如果不是徐阵护驾,他早就死在路上不知多少次了。
而此刻这个年轻人站在一片狼藉的道路之中,身姿挺拔,就像一棵执着于生命的青树。
两个小时后。
初徵心赶到医院,她的掌心不断渗出汗水,喉咙也在发堵,当看见手术中的灯亮着,湿意顷刻蔓延。
好不容易,他回来了,尽管他也做错过,成为过帮凶,但他没有杀了苗姨。
她应该给他一个赎罪的机会的。
“对不起,我食言了。”
清澈的声音在耳边响起,初徵心抬起眼看见年轻人自责的眼睛,她只觉得哀痛,不仅是为父亲,也是为了眼前的他。
她一下子站起来,冲过去拥抱住徐阵,任由对方用力地搂住自己,两人感觉到彼此的心跳和体温,这是互相取暖,也是互相拯救。
“他的情况怎么样?”
“不太好。”徐阵并不想瞒她,“虽然是腹部中枪,但医生说病情危重,他现在心率极快,缺血,还出现了炎症,除非度过危险期,不然就……”
初徵心望着对方清冽俊逸的眼眸,脸色苍白如纸。
“他说,这是他全部的本事了,所以才决定去自首。其实也是因为他见到了你们,他不可能再有心思去查什么组织。”
听了徐阵的话,初徵心只觉得一颗心愈发被揪了起来:“那么狙击手里,都是他们的人吧。除了养蚕人,我妈妈也在?”
“很远,我没看清脸,但身形很像,我推测应该有她,她不会放过你父亲的。”徐阵说到这里,不由得苦笑,“他们挑了最难的方案来施行。在此之前,我设想过好几种他们可能施行的计划,甚至设计了路障,但没想到他们会直接在这么远的距离进行射击,我低估你母亲的本事了。”
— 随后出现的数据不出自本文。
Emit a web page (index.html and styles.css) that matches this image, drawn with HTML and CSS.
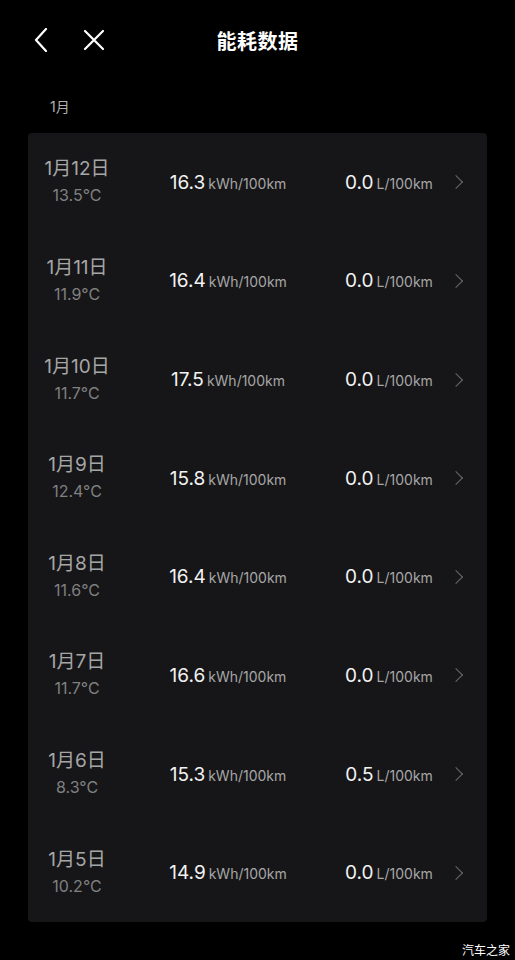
FILE: index.html
```html
<!DOCTYPE html>
<html lang="zh-CN">
<head>
    <meta charset="UTF-8">
    <meta name="viewport" content="width=device-width, initial-scale=1.0">
    <title>能耗数据</title>
    <link rel="stylesheet" href="styles.css">
</head>
<body>
    <header class="top-bar">
        <div class="nav-icons">
            <!-- Back -->
            <svg class="icon back" width="14" height="24" viewBox="0 0 14 24">
                <path d="M12 1 L2 12 L12 23" fill="none" stroke="#fff" stroke-width="2.2" stroke-linecap="round" stroke-linejoin="round"/>
            </svg>
            <!-- Close -->
            <svg class="icon close" width="22" height="22" viewBox="0 0 22 22">
                <path d="M2 2 L20 20 M20 2 L2 20" fill="none" stroke="#fff" stroke-width="2.2" stroke-linecap="round"/>
            </svg>
        </div>
        <h1>能耗数据</h1>
    </header>

    <div class="month">1月</div>

    <div class="card">
        <div class="row">
            <div class="date"><span class="day">1月12日</span><span class="temp">13.5°C</span></div>
            <div class="val"><b>16.3</b><small>kWh/100km</small></div>
            <div class="val"><b>0.0</b><small>L/100km</small></div>
            <span class="arrow"></span>
        </div>
        <div class="row">
            <div class="date"><span class="day">1月11日</span><span class="temp">11.9°C</span></div>
            <div class="val"><b>16.4</b><small>kWh/100km</small></div>
            <div class="val"><b>0.0</b><small>L/100km</small></div>
            <span class="arrow"></span>
        </div>
        <div class="row">
            <div class="date"><span class="day">1月10日</span><span class="temp">11.7°C</span></div>
            <div class="val"><b>17.5</b><small>kWh/100km</small></div>
            <div class="val"><b>0.0</b><small>L/100km</small></div>
            <span class="arrow"></span>
        </div>
        <div class="row">
            <div class="date"><span class="day">1月9日</span><span class="temp">12.4°C</span></div>
            <div class="val"><b>15.8</b><small>kWh/100km</small></div>
            <div class="val"><b>0.0</b><small>L/100km</small></div>
            <span class="arrow"></span>
        </div>
        <div class="row">
            <div class="date"><span class="day">1月8日</span><span class="temp">11.6°C</span></div>
            <div class="val"><b>16.4</b><small>kWh/100km</small></div>
            <div class="val"><b>0.0</b><small>L/100km</small></div>
            <span class="arrow"></span>
        </div>
        <div class="row">
            <div class="date"><span class="day">1月7日</span><span class="temp">11.7°C</span></div>
            <div class="val"><b>16.6</b><small>kWh/100km</small></div>
            <div class="val"><b>0.0</b><small>L/100km</small></div>
            <span class="arrow"></span>
        </div>
        <div class="row">
            <div class="date"><span class="day">1月6日</span><span class="temp">8.3°C</span></div>
            <div class="val"><b>15.3</b><small>kWh/100km</small></div>
            <div class="val"><b>0.5</b><small>L/100km</small></div>
            <span class="arrow"></span>
        </div>
        <div class="row">
            <div class="date"><span class="day">1月5日</span><span class="temp">10.2°C</span></div>
            <div class="val"><b>14.9</b><small>kWh/100km</small></div>
            <div class="val"><b>0.0</b><small>L/100km</small></div>
            <span class="arrow"></span>
        </div>
    </div>

    <div class="watermark">汽车之家</div>
</body>
</html>
```

FILE: styles.css
```css
body {
    margin: 0;
    background: #000;
    color: #fff;
    font-family: Inter, "Noto Sans CJK SC", sans-serif;
    width: 515px;
    height: 960px;
    overflow: hidden;
    position: relative;
}

/* Header */
.top-bar {
    height: 80px;
    display: flex;
    align-items: center;
    justify-content: center;
    position: relative;
}

.nav-icons {
    position: absolute;
    left: 34px;
    top: 28px;
    display: flex;
    align-items: center;
    gap: 35px;
}

.top-bar h1 {
    margin: 0;
    font-size: 20px;
    font-weight: 700;
    letter-spacing: 0.5px;
    font-family: "Noto Sans CJK SC", sans-serif;
}

.month {
    padding: 16px 0 0 50px;
    height: 37px;
    font-size: 14px;
    color: #b0b0b0;
}

/* List card */
.card {
    margin: 0 28px;
    background: #161618;
    border-radius: 4px;
    height: 789px;
    display: flex;
    flex-direction: column;
}

.row {
    flex: 1;
    display: grid;
    grid-template-columns: 98px 204px 118px 17px;
    align-items: center;
    padding-right: 22px;
}

.date {
    display: flex;
    flex-direction: column;
    align-items: center;
}

.day {
    font-size: 19px;
    color: #a6a6a6;
    line-height: 26px;
}

.temp {
    font-size: 16px;
    color: #808080;
    line-height: 26px;
}

.val {
    text-align: center;
    white-space: nowrap;
}

.val b {
    font-weight: 400;
    font-size: 19px;
    color: #f2f2f2;
}

.val small {
    font-size: 14px;
    color: #a6a6a6;
    margin-left: 3px;
}

.arrow {
    justify-self: end;
    width: 9px;
    height: 9px;
    border-top: 1.5px solid #6a6a6a;
    border-right: 1.5px solid #6a6a6a;
    transform: rotate(45deg);
    margin-right: 4px;
}

.watermark {
    position: absolute;
    right: 5px;
    bottom: 2px;
    font-size: 12px;
    color: #fff;
    font-family: "Noto Sans CJK SC", sans-serif;
}
```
初徵心忍不住哽咽,她没法想象初玮凝射杀费雷冬的画面,多可笑啊,她的妈妈要杀她的爸爸,而且,差一点就成功了!
她觉得浑身没力气,重新坐回手术室外的长椅上面,秀气的脸写满痛楚。
徐阵只是沉默地倾听她的担忧,她拉住他的手,尽管也算是做了长时间的心理建树,可现在整个颗还是不停地混乱跳动。
“我现在……该怎么办?”
“我会和警方一起呆在医院保护费雷冬,你不放心的话,可以等他手术出来。”
初徵心揉了揉阵阵发涩的眼睛,轻轻地点头。
徐阵用手抚着她的发,他知道她不好受,只能更加搂紧了她。
这次枪击案是西泠市乃至整个警局的史无前例,全方位都行动起来了,除了“养蚕人”,初玮凝也被列为嫌疑犯,如今,初徵心是注定要失去两者之一了。
她不管那些来来往往的警员、医生和新闻记者,只是犹如一个彷徨无措的孩子,依偎在男人怀中,在他的庇护中掩饰自己湿润的脸颊。
……
午夜来临,街上是喧嚣嘈杂的人潮,一片寂静的大厦隔层,只亮着一盏暗灯。
初玮凝收拾着装备,身后那人擦拭着一把伯莱塔92f型□□。
“你女婿真是难缠。”络腮胡男人轻笑了一下,“这可能是我们最后一次机会,你没有击中。”
“年纪大了,眼力不好。”
他不急不缓走过来,低头专注地看着眼前这位高挑的女士。